### PROVIDED DATA

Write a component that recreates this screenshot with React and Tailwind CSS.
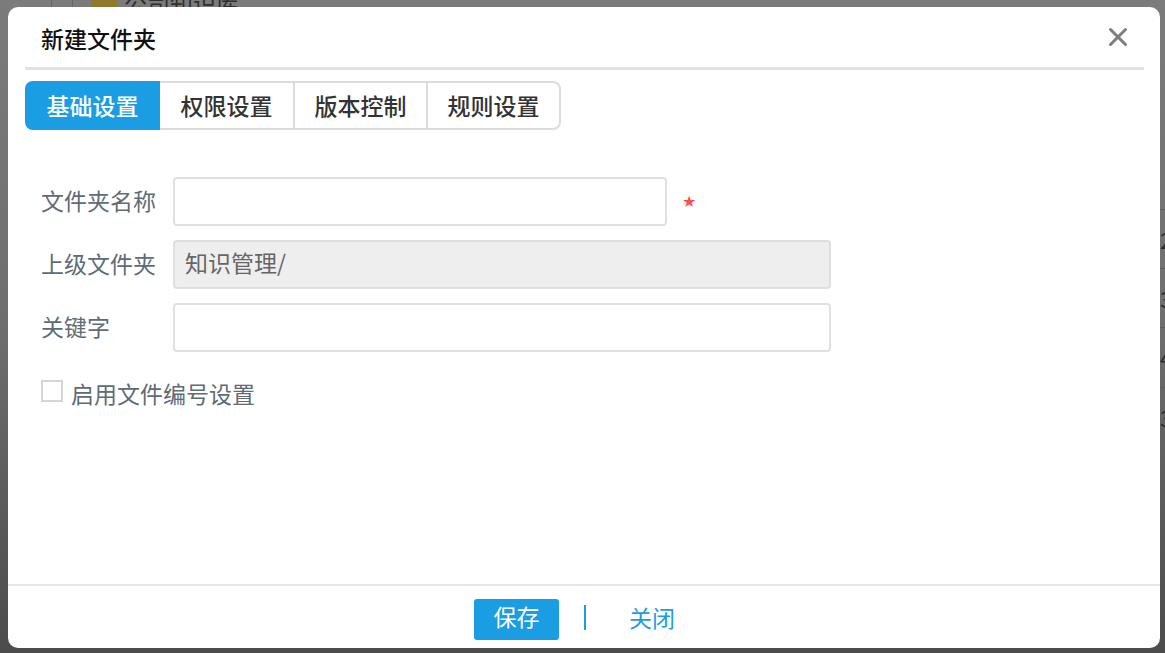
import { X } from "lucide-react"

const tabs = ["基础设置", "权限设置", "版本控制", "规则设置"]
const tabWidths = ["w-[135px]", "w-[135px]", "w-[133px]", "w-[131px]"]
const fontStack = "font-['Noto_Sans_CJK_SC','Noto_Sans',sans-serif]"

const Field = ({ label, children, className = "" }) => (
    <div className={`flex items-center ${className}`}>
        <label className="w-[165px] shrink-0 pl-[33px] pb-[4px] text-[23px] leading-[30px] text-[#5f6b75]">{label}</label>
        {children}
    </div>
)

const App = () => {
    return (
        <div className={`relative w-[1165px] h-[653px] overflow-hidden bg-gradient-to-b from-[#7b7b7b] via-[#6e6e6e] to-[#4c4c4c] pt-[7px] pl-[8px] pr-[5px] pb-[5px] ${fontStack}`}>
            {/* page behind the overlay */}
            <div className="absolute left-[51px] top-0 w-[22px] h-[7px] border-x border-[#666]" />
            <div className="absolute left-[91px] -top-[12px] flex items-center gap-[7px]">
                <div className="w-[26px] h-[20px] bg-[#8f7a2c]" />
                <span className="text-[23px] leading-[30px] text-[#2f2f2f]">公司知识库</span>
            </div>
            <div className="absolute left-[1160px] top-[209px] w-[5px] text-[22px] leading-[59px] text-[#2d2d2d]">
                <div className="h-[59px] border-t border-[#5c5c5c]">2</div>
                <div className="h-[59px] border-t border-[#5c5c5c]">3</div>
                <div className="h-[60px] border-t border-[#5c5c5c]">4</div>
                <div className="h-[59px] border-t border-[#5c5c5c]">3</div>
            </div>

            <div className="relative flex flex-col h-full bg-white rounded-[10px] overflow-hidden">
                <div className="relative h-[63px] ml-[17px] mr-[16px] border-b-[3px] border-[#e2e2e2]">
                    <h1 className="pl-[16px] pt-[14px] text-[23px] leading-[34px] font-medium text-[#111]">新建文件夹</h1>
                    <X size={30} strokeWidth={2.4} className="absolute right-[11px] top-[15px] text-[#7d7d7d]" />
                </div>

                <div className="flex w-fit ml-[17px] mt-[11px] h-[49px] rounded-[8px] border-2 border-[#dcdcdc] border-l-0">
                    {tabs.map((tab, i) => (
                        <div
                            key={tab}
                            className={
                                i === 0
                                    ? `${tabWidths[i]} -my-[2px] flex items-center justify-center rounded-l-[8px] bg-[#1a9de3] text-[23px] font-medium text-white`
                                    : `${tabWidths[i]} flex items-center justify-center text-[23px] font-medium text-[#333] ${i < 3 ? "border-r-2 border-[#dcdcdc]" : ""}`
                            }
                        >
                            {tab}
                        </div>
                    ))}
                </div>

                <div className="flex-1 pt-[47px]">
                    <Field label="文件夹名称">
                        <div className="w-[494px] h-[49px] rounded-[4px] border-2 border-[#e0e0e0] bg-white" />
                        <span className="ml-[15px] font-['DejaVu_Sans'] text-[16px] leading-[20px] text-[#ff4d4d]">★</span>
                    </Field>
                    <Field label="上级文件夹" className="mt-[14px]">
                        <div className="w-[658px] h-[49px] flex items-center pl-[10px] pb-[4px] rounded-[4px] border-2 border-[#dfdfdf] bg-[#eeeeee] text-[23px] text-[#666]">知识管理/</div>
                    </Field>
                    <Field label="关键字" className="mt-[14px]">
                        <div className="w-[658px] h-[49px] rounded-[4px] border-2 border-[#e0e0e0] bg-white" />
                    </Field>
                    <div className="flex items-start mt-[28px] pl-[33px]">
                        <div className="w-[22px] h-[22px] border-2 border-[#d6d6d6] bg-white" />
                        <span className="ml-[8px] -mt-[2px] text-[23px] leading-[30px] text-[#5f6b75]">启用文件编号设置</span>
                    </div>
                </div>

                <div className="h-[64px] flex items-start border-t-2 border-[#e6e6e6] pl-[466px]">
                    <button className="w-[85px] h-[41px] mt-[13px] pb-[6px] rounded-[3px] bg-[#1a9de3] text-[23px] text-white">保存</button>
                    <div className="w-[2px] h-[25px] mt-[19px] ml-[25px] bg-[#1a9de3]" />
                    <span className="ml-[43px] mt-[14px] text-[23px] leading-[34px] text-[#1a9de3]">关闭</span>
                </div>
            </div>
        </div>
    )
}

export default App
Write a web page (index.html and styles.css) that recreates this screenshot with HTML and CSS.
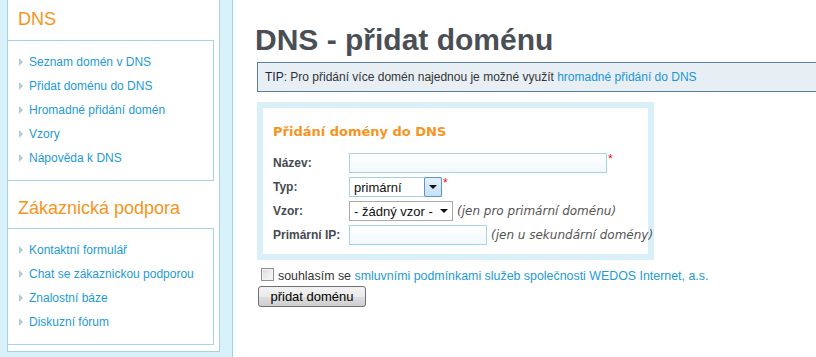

######

TASK: Where a line above holds the string "this", show that line.

ANSWER FOR THE TASK:
Write a component that recreates this screenshot with React and Tailwind CSS.
Write a web page (index.html and styles.css) that recreates this screenshot with HTML and CSS.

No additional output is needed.